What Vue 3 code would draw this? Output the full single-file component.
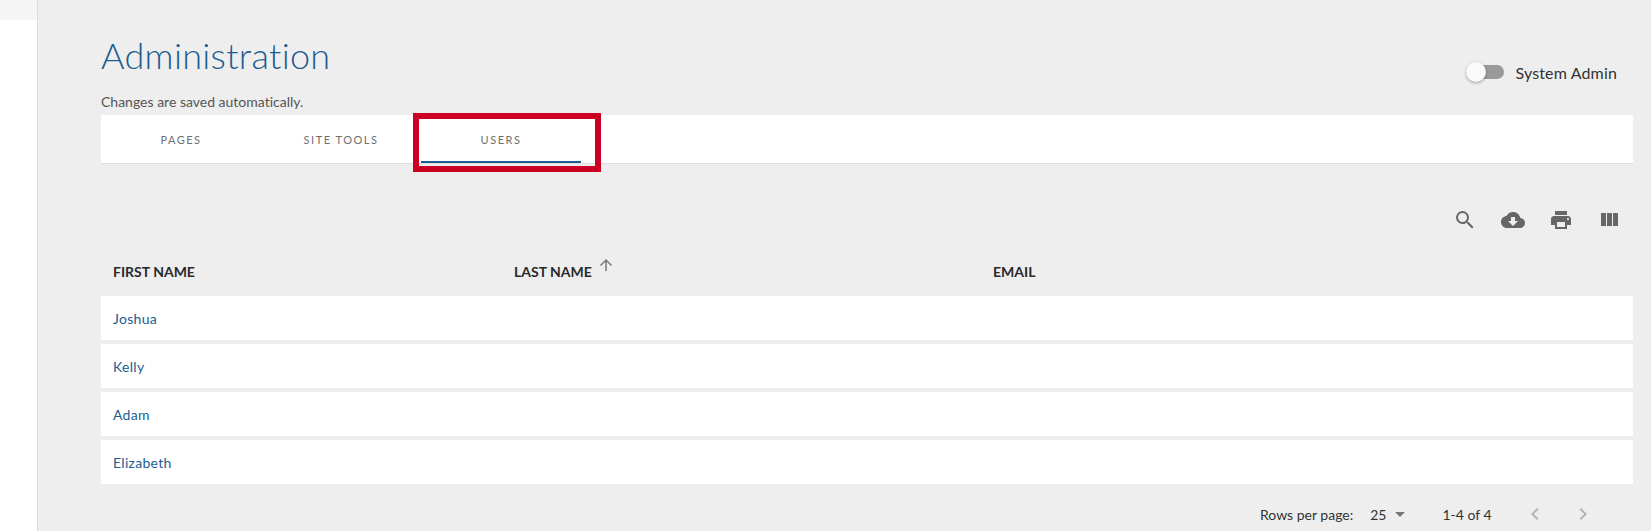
<script setup>
const tabs = [
  { label: 'PAGES', active: false },
  { label: 'SITE TOOLS', active: false },
  { label: 'USERS', active: true }
]
const users = ['Joshua', 'Kelly', 'Adam', 'Elizabeth']
const tools = [
  { name: 'search', d: 'M15.5 14h-.79l-.28-.27A6.471 6.471 0 0 0 16 9.5 6.5 6.5 0 1 0 9.5 16c1.61 0 3.09-.59 4.23-1.57l.27.28v.79l5 4.99L20.49 19l-4.99-5zm-6 0C7.01 14 5 11.99 5 9.5S7.01 5 9.5 5 14 7.01 14 9.5 11.99 14 9.5 14z' },
  { name: 'download', d: 'M19.35 10.04C18.67 6.59 15.64 4 12 4 9.11 4 6.6 5.64 5.35 8.04 2.34 8.36 0 10.91 0 14c0 3.31 2.69 6 6 6h13c2.76 0 5-2.24 5-5 0-2.64-2.05-4.78-4.65-4.96zM17 13l-5 5-5-5h3V9h4v4h3z' },
  { name: 'print', d: 'M19 8H5c-1.66 0-3 1.34-3 3v6h4v4h12v-4h4v-6c0-1.66-1.34-3-3-3zm-3 11H8v-5h8v5zm3-7c-.55 0-1-.45-1-1s.45-1 1-1 1 .45 1 1-.45 1-1 1zm-1-9H6v4h12V3z' },
  { name: 'columns', d: 'M10 18h5V5h-5v13zm-6 0h5V5H4v13zM16 5v13h5V5h-5z' }
]
</script>

<template>
  <div class="page">
    <aside class="sidebar"><div class="sidebar-top"></div></aside>
    <main class="main">
      <header class="head">
        <div>
          <h1 class="title">Administration</h1>
          <p class="note">Changes are saved automatically.</p>
        </div>
        <label class="switch">
          <span class="track"><span class="thumb"></span></span>
          <span class="switch-label">System Admin</span>
        </label>
      </header>

      <nav class="tabs">
        <div v-for="t in tabs" :key="t.label" class="tab" :class="{ active: t.active }">
          {{ t.label }}
          <span v-if="t.active" class="highlight"></span>
        </div>
      </nav>

      <div class="tools">
        <svg v-for="t in tools" :key="t.name" class="tool" viewBox="0 0 24 24"><path :d="t.d" /></svg>
      </div>

      <div class="row header-row">
        <div class="cell">FIRST NAME</div>
        <div class="cell">
          LAST NAME
          <svg class="sort" viewBox="0 0 24 24"><path d="M4 12l1.41 1.41L11 7.83V20h2V7.83l5.58 5.59L20 12l-8-8-8 8z" /></svg>
        </div>
        <div class="cell">EMAIL</div>
      </div>
      <div v-for="u in users" :key="u" class="row body-row">
        <div class="cell">{{ u }}</div>
        <div class="cell"></div>
        <div class="cell"></div>
      </div>

      <footer class="pager">
        <span class="rows-label">Rows per page:</span>
        <span class="rows-value">25</span>
        <svg class="drop" viewBox="0 0 24 24"><path d="M7 10l5 5 5-5z" /></svg>
        <span class="range">1-4 of 4</span>
        <svg class="chev first" viewBox="0 0 24 24"><path d="M15.41 7.41L14 6l-6 6 6 6 1.41-1.41L10.83 12z" /></svg>
        <svg class="chev" viewBox="0 0 24 24"><path d="M10 6L8.59 7.41 13.17 12l-4.58 4.59L10 18l6-6z" /></svg>
      </footer>
    </main>
  </div>
</template>

<style>
html, body { margin: 0; overflow: hidden; }
</style>

<style scoped>
.page {
  display: flex;
  width: 1651px;
  height: 531px;
  overflow: hidden;
  background: #eeeeee;
  font-family: Lato, "Liberation Sans", sans-serif;
  font-variant-ligatures: none;
  color: #333;
}
.sidebar {
  width: 37px;
  flex: none;
  background: #fff;
  border-right: 1px solid #dcdcdc;
}
.sidebar-top { height: 20px; background: #f5f5f5; }
.main {
  flex: 1;
  min-width: 0;
  padding: 0 18px 0 63px;
}
.head {
  display: flex;
  justify-content: space-between;
  height: 115px;
}
.title {
  margin: 0;
  padding-top: 34px;
  font-size: 36px;
  line-height: 43px;
  font-weight: 300;
  letter-spacing: 0.3px;
  color: #1b5c91;
}
.note {
  margin: 16px 0 0;
  font-size: 14px;
  line-height: 17px;
  color: #555;
}
.switch {
  display: flex;
  align-items: center;
  gap: 11px;
  height: 24px;
  margin-top: 60px;
  margin-right: 16px;
}
.track {
  position: relative;
  display: block;
  width: 32px;
  height: 14px;
  border-radius: 7px;
  background: #9a9a9a;
}
.thumb {
  position: absolute;
  left: -6px;
  top: -3px;
  width: 20px;
  height: 20px;
  border-radius: 50%;
  background: #fafafa;
  box-shadow: 0 1px 3px rgba(0, 0, 0, 0.35);
}
.switch-label { font-size: 16px; letter-spacing: 0.15px; color: #333; }
.tabs {
  display: flex;
  height: 48px;
  background: #fff;
  border-bottom: 1px solid #dedede;
}
.tab {
  position: relative;
  width: 160px;
  display: flex;
  align-items: center;
  justify-content: center;
  box-sizing: border-box;
  font-size: 11px;
  letter-spacing: 1.5px;
  color: #6f6f6f;
}
.tab.active { box-shadow: inset 0 -2px 0 #1b5c91; }
.highlight {
  position: absolute;
  left: -8px;
  right: -20px;
  top: -2px;
  bottom: -9px;
  border: 6px solid #cc0022;
}
.tools {
  display: flex;
  justify-content: flex-end;
  gap: 24px;
  height: 24px;
  margin-top: 44px;
  padding-right: 12px;
}
.tool { width: 24px; height: 24px; fill: #666; }
.row {
  display: grid;
  grid-template-columns: 401px 479px 1fr;
  align-items: center;
}
.cell { padding-left: 12px; }
.header-row {
  box-sizing: border-box;
  height: 44px;
  padding-bottom: 4px;
  margin-top: 19px;
  margin-bottom: 1px;
  font-size: 14px;
  font-weight: 700;
  color: #2a2a2a;
}
.header-row .cell { position: relative; }
.sort {
  position: absolute;
  margin-left: 5px;
  top: -7px;
  width: 18px;
  height: 18px;
  fill: #777;
}
.body-row {
  height: 44px;
  margin-bottom: 4px;
  background: #fff;
  font-size: 14px;
  letter-spacing: 0.3px;
  color: #1b5c91;
}
.pager {
  display: flex;
  align-items: center;
  height: 24px;
  margin-top: 18px;
  padding-left: 1159px;
  font-size: 14px;
  color: #333;
}
.rows-value { margin-left: 17px; }
.drop { width: 24px; height: 24px; margin-left: 2px; fill: #777; }
.range { margin-left: 30px; }
.chev { width: 24px; height: 24px; fill: #b4b4b4; margin-left: 24px; }
.chev.first { margin-left: 31px; }
</style>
#####
Given instruction: Repeat the material above word for word and skip every image in it.

Solution to this task:
What Vue 3 code would draw this? Output the full single-file component.
<script setup>
const tabs = [
  { label: 'PAGES', active: false },
  { label: 'SITE TOOLS', active: false },
  { label: 'USERS', active: true }
]
const users = ['Joshua', 'Kelly', 'Adam', 'Elizabeth']
const tools = [
  { name: 'search', d: 'M15.5 14h-.79l-.28-.27A6.471 6.471 0 0 0 16 9.5 6.5 6.5 0 1 0 9.5 16c1.61 0 3.09-.59 4.23-1.57l.27.28v.79l5 4.99L20.49 19l-4.99-5zm-6 0C7.01 14 5 11.99 5 9.5S7.01 5 9.5 5 14 7.01 14 9.5 11.99 14 9.5 14z' },
  { name: 'download', d: 'M19.35 10.04C18.67 6.59 15.64 4 12 4 9.11 4 6.6 5.64 5.35 8.04 2.34 8.36 0 10.91 0 14c0 3.31 2.69 6 6 6h13c2.76 0 5-2.24 5-5 0-2.64-2.05-4.78-4.65-4.96zM17 13l-5 5-5-5h3V9h4v4h3z' },
  { name: 'print', d: 'M19 8H5c-1.66 0-3 1.34-3 3v6h4v4h12v-4h4v-6c0-1.66-1.34-3-3-3zm-3 11H8v-5h8v5zm3-7c-.55 0-1-.45-1-1s.45-1 1-1 1 .45 1 1-.45 1-1 1zm-1-9H6v4h12V3z' },
  { name: 'columns', d: 'M10 18h5V5h-5v13zm-6 0h5V5H4v13zM16 5v13h5V5h-5z' }
]
</script>

<template>
  <div class="page">
    <aside class="sidebar"><div class="sidebar-top"></div></aside>
    <main class="main">
      <header class="head">
        <div>
          <h1 class="title">Administration</h1>
          <p class="note">Changes are saved automatically.</p>
        </div>
        <label class="switch">
          <span class="track"><span class="thumb"></span></span>
          <span class="switch-label">System Admin</span>
        </label>
      </header>

      <nav class="tabs">
        <div v-for="t in tabs" :key="t.label" class="tab" :class="{ active: t.active }">
          {{ t.label }}
          <span v-if="t.active" class="highlight"></span>
        </div>
      </nav>

      <div class="tools">
        <svg v-for="t in tools" :key="t.name" class="tool" viewBox="0 0 24 24"><path :d="t.d" /></svg>
      </div>

      <div class="row header-row">
        <div class="cell">FIRST NAME</div>
        <div class="cell">
          LAST NAME
          <svg class="sort" viewBox="0 0 24 24"><path d="M4 12l1.41 1.41L11 7.83V20h2V7.83l5.58 5.59L20 12l-8-8-8 8z" /></svg>
        </div>
        <div class="cell">EMAIL</div>
      </div>
      <div v-for="u in users" :key="u" class="row body-row">
        <div class="cell">{{ u }}</div>
        <div class="cell"></div>
        <div class="cell"></div>
      </div>

      <footer class="pager">
        <span class="rows-label">Rows per page:</span>
        <span class="rows-value">25</span>
        <svg class="drop" viewBox="0 0 24 24"><path d="M7 10l5 5 5-5z" /></svg>
        <span class="range">1-4 of 4</span>
        <svg class="chev first" viewBox="0 0 24 24"><path d="M15.41 7.41L14 6l-6 6 6 6 1.41-1.41L10.83 12z" /></svg>
        <svg class="chev" viewBox="0 0 24 24"><path d="M10 6L8.59 7.41 13.17 12l-4.58 4.59L10 18l6-6z" /></svg>
      </footer>
    </main>
  </div>
</template>

<style>
html, body { margin: 0; overflow: hidden; }
</style>

<style scoped>
.page {
  display: flex;
  width: 1651px;
  height: 531px;
  overflow: hidden;
  background: #eeeeee;
  font-family: Lato, "Liberation Sans", sans-serif;
  font-variant-ligatures: none;
  color: #333;
}
.sidebar {
  width: 37px;
  flex: none;
  background: #fff;
  border-right: 1px solid #dcdcdc;
}
.sidebar-top { height: 20px; background: #f5f5f5; }
.main {
  flex: 1;
  min-width: 0;
  padding: 0 18px 0 63px;
}
.head {
  display: flex;
  justify-content: space-between;
  height: 115px;
}
.title {
  margin: 0;
  padding-top: 34px;
  font-size: 36px;
  line-height: 43px;
  font-weight: 300;
  letter-spacing: 0.3px;
  color: #1b5c91;
}
.note {
  margin: 16px 0 0;
  font-size: 14px;
  line-height: 17px;
  color: #555;
}
.switch {
  display: flex;
  align-items: center;
  gap: 11px;
  height: 24px;
  margin-top: 60px;
  margin-right: 16px;
}
.track {
  position: relative;
  display: block;
  width: 32px;
  height: 14px;
  border-radius: 7px;
  background: #9a9a9a;
}
.thumb {
  position: absolute;
  left: -6px;
  top: -3px;
  width: 20px;
  height: 20px;
  border-radius: 50%;
  background: #fafafa;
  box-shadow: 0 1px 3px rgba(0, 0, 0, 0.35);
}
.switch-label { font-size: 16px; letter-spacing: 0.15px; color: #333; }
.tabs {
  display: flex;
  height: 48px;
  background: #fff;
  border-bottom: 1px solid #dedede;
}
.tab {
  position: relative;
  width: 160px;
  display: flex;
  align-items: center;
  justify-content: center;
  box-sizing: border-box;
  font-size: 11px;
  letter-spacing: 1.5px;
  color: #6f6f6f;
}
.tab.active { box-shadow: inset 0 -2px 0 #1b5c91; }
.highlight {
  position: absolute;
  left: -8px;
  right: -20px;
  top: -2px;
  bottom: -9px;
  border: 6px solid #cc0022;
}
.tools {
  display: flex;
  justify-content: flex-end;
  gap: 24px;
  height: 24px;
  margin-top: 44px;
  padding-right: 12px;
}
.tool { width: 24px; height: 24px; fill: #666; }
.row {
  display: grid;
  grid-template-columns: 401px 479px 1fr;
  align-items: center;
}
.cell { padding-left: 12px; }
.header-row {
  box-sizing: border-box;
  height: 44px;
  padding-bottom: 4px;
  margin-top: 19px;
  margin-bottom: 1px;
  font-size: 14px;
  font-weight: 700;
  color: #2a2a2a;
}
.header-row .cell { position: relative; }
.sort {
  position: absolute;
  margin-left: 5px;
  top: -7px;
  width: 18px;
  height: 18px;
  fill: #777;
}
.body-row {
  height: 44px;
  margin-bottom: 4px;
  background: #fff;
  font-size: 14px;
  letter-spacing: 0.3px;
  color: #1b5c91;
}
.pager {
  display: flex;
  align-items: center;
  height: 24px;
  margin-top: 18px;
  padding-left: 1159px;
  font-size: 14px;
  color: #333;
}
.rows-value { margin-left: 17px; }
.drop { width: 24px; height: 24px; margin-left: 2px; fill: #777; }
.range { margin-left: 30px; }
.chev { width: 24px; height: 24px; fill: #b4b4b4; margin-left: 24px; }
.chev.first { margin-left: 31px; }
</style>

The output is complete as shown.